WHAT THIS TASK INVOLVES:
Pull every line containing "index" out of the material below.

EXCERPTED DATA:
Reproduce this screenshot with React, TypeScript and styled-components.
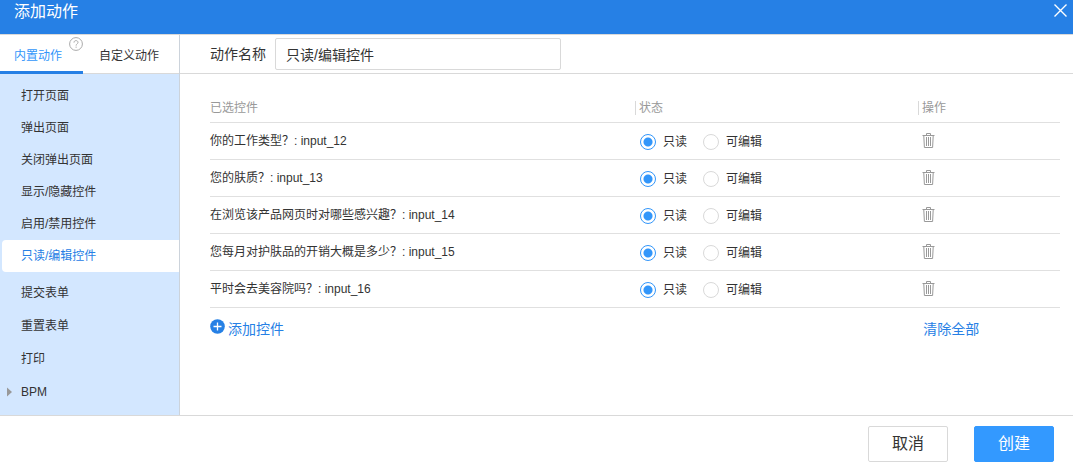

* * *

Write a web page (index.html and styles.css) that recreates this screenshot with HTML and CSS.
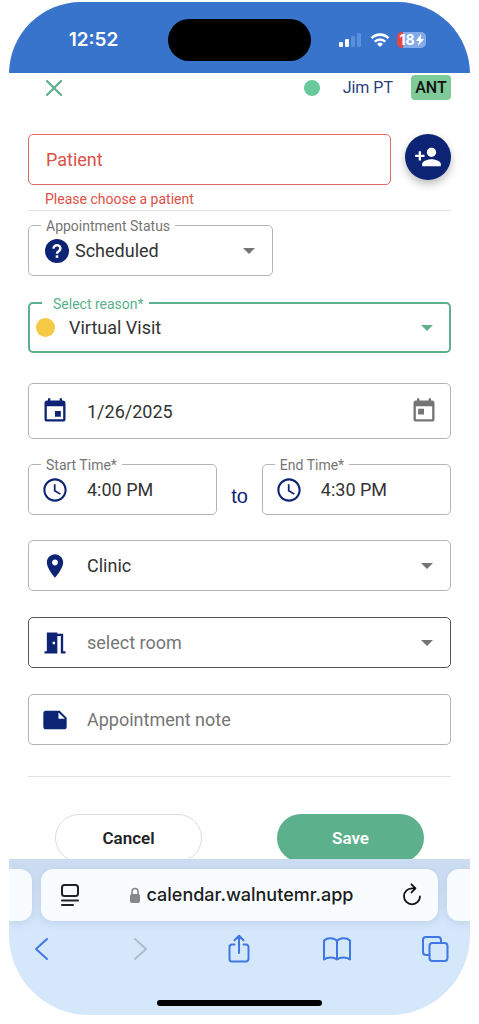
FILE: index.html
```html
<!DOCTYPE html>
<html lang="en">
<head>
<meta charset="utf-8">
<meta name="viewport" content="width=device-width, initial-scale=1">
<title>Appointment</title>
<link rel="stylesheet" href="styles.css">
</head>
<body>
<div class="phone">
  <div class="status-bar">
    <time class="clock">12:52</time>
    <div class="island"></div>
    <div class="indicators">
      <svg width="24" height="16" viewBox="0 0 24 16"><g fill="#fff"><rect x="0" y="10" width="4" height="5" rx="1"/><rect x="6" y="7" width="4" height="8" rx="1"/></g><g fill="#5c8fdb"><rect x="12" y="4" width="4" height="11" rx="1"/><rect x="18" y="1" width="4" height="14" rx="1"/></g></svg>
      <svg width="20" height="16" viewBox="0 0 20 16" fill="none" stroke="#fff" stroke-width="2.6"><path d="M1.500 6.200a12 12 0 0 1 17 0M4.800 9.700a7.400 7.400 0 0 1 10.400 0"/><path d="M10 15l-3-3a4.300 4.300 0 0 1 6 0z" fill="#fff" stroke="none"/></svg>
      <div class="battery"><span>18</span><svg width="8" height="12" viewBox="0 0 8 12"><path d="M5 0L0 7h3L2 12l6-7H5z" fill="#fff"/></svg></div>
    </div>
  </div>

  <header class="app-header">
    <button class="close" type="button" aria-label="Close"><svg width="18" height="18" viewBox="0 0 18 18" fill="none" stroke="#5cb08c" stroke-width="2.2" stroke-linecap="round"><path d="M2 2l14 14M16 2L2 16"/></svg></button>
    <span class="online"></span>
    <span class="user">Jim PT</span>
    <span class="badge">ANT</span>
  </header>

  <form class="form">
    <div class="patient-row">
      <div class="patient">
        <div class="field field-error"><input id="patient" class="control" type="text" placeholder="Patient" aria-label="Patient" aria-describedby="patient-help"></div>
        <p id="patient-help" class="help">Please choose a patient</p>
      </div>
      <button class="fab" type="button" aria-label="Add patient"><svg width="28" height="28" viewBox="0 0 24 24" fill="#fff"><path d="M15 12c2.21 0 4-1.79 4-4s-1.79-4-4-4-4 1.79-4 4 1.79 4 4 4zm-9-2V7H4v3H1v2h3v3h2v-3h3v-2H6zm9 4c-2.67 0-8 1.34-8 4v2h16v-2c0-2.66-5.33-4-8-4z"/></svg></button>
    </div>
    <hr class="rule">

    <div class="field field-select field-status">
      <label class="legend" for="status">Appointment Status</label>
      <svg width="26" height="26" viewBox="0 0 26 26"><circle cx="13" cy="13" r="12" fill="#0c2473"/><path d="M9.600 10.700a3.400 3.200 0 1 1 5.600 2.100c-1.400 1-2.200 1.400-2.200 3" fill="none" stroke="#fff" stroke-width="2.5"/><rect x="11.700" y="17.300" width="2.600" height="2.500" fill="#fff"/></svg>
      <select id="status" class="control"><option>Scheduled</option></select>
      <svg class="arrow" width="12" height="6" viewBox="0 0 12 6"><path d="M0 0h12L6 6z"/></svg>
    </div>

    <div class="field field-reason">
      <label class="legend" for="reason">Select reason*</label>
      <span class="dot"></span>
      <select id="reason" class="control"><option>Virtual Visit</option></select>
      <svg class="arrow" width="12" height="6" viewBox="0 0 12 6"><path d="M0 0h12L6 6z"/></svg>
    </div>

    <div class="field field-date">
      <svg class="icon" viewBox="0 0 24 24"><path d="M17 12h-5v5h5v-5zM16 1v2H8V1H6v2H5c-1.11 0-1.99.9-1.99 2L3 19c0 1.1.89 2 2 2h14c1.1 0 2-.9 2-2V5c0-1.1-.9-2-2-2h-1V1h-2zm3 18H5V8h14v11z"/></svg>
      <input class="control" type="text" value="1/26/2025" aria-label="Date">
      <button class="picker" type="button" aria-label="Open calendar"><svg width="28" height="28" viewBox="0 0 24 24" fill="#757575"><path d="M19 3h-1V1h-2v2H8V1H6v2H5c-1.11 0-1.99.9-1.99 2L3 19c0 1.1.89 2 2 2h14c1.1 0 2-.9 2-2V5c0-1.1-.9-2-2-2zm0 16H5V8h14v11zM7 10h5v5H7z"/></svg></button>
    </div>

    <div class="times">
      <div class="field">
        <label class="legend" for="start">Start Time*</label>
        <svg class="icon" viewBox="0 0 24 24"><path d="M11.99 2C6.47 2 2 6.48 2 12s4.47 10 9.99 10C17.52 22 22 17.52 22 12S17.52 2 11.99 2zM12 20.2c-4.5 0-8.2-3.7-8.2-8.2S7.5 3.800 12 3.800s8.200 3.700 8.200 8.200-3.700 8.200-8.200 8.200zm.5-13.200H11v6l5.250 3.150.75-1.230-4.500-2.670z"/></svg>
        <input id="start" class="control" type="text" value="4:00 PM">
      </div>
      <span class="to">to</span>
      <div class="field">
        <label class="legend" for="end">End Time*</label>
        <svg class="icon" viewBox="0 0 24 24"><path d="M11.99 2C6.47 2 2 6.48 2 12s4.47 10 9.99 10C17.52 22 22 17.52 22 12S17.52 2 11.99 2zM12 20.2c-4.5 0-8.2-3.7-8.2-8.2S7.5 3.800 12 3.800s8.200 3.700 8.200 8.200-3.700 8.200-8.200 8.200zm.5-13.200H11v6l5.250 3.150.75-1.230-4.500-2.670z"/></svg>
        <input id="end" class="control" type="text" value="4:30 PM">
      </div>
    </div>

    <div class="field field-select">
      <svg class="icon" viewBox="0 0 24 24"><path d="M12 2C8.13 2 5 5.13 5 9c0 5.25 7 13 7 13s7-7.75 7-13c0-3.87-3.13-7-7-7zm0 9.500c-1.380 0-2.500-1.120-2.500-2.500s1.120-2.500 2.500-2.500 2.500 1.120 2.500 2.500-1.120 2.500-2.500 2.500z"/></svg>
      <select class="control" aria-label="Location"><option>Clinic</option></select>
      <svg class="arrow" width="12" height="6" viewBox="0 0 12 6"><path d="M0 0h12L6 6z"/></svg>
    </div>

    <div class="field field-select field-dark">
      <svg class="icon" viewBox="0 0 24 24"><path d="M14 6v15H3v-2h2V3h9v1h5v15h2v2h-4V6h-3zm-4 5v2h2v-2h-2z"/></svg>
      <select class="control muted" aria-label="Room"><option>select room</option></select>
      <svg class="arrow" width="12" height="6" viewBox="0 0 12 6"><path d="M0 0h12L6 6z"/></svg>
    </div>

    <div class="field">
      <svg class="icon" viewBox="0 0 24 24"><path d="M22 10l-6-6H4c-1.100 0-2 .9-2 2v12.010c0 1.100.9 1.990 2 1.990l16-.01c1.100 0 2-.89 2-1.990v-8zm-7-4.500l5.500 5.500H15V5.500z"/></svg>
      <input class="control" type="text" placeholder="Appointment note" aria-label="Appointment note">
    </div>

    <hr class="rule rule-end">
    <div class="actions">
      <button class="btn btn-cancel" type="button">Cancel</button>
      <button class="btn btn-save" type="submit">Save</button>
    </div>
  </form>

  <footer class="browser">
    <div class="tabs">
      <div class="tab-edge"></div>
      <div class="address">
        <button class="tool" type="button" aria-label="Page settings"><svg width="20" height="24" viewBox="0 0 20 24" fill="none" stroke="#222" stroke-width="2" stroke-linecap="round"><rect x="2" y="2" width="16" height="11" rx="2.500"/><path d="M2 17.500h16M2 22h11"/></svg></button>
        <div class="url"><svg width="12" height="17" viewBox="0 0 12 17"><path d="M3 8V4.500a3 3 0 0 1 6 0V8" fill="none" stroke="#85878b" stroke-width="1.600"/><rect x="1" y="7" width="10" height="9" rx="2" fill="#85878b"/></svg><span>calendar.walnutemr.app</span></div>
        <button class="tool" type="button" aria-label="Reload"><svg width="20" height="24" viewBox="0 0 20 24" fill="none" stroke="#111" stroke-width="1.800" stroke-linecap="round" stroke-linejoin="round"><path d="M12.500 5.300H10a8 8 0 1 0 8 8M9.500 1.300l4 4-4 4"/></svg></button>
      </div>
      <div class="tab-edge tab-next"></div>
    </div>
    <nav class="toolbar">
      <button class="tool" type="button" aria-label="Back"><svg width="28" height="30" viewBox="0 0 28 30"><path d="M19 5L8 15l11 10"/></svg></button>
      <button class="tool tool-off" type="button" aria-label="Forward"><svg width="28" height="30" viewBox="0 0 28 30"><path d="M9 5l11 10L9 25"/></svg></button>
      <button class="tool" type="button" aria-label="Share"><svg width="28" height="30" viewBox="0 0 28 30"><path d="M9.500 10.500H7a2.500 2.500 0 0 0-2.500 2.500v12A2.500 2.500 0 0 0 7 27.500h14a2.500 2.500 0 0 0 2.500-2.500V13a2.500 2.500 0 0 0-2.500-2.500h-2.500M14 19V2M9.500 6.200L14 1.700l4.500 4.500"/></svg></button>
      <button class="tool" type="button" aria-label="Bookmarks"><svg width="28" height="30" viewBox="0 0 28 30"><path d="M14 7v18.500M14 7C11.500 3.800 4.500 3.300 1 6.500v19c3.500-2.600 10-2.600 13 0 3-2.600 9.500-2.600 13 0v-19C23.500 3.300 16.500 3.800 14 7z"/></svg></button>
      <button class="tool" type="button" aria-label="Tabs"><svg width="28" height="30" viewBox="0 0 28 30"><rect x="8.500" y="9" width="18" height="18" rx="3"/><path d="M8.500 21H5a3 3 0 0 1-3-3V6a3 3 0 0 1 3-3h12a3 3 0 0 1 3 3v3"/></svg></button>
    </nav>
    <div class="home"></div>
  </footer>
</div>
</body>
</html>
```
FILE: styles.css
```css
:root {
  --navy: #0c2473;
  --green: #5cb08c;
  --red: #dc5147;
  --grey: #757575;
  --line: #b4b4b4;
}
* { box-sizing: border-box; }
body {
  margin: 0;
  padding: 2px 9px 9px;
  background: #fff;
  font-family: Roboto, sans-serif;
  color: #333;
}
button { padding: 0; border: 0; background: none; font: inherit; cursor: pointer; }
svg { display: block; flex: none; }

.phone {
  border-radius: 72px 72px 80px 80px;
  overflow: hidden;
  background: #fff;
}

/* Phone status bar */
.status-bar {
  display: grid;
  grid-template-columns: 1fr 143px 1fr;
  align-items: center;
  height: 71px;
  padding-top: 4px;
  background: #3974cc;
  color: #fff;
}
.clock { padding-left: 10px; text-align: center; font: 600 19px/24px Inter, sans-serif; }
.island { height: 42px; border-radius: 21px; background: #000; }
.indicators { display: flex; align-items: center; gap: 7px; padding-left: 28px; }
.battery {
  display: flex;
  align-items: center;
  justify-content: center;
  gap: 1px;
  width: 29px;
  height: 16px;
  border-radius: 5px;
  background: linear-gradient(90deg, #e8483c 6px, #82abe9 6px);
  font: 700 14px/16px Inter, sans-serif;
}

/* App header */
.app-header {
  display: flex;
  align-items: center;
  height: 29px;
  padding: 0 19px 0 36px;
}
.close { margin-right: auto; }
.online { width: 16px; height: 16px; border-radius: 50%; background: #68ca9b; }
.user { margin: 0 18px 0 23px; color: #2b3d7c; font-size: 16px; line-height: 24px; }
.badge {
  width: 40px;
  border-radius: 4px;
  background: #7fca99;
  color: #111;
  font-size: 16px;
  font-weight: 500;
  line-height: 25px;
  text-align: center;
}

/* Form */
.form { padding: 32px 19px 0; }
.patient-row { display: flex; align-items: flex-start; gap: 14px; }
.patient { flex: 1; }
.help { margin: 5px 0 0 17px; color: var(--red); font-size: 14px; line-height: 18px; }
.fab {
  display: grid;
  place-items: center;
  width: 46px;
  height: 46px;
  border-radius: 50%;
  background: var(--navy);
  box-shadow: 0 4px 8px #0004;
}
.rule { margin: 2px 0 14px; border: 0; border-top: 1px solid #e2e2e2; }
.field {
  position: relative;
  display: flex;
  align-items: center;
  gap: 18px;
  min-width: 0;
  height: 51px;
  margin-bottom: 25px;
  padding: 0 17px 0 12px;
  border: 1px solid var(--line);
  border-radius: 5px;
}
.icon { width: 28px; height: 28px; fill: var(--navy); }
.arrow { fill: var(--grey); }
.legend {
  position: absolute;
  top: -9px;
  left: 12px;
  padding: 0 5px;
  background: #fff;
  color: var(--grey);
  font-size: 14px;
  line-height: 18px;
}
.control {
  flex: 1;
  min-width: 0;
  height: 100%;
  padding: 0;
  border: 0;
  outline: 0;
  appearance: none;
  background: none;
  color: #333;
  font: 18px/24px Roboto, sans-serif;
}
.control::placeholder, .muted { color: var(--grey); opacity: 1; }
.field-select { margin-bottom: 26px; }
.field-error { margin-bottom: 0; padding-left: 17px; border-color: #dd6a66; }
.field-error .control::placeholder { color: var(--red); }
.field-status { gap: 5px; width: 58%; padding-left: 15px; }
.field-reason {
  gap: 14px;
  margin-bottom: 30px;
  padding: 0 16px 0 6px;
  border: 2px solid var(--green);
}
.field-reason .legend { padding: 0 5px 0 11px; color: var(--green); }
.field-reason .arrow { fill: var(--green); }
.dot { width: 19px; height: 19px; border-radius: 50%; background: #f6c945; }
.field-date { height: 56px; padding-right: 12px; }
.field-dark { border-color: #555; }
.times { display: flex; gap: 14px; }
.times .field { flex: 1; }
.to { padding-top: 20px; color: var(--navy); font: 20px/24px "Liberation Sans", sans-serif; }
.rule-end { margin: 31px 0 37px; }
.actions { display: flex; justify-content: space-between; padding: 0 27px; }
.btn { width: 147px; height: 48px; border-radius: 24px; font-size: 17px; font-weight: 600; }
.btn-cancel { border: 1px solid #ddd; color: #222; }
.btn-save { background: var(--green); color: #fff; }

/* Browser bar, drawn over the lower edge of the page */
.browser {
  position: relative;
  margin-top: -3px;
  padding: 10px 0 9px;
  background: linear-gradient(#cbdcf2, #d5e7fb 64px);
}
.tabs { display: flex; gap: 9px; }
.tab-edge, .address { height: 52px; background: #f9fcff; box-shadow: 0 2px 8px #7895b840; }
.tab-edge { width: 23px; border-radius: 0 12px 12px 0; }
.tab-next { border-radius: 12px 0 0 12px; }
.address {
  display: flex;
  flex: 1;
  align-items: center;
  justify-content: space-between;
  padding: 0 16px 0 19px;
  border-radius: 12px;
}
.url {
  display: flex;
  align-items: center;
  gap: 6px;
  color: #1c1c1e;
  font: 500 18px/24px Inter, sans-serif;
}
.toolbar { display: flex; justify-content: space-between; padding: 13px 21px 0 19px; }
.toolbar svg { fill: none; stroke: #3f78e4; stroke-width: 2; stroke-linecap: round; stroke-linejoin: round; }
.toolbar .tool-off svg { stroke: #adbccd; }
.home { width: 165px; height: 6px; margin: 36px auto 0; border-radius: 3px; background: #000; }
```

SOLUTION FOR THIS TASK:
Write a web page (index.html and styles.css) that recreates this screenshot with HTML and CSS.
FILE: index.html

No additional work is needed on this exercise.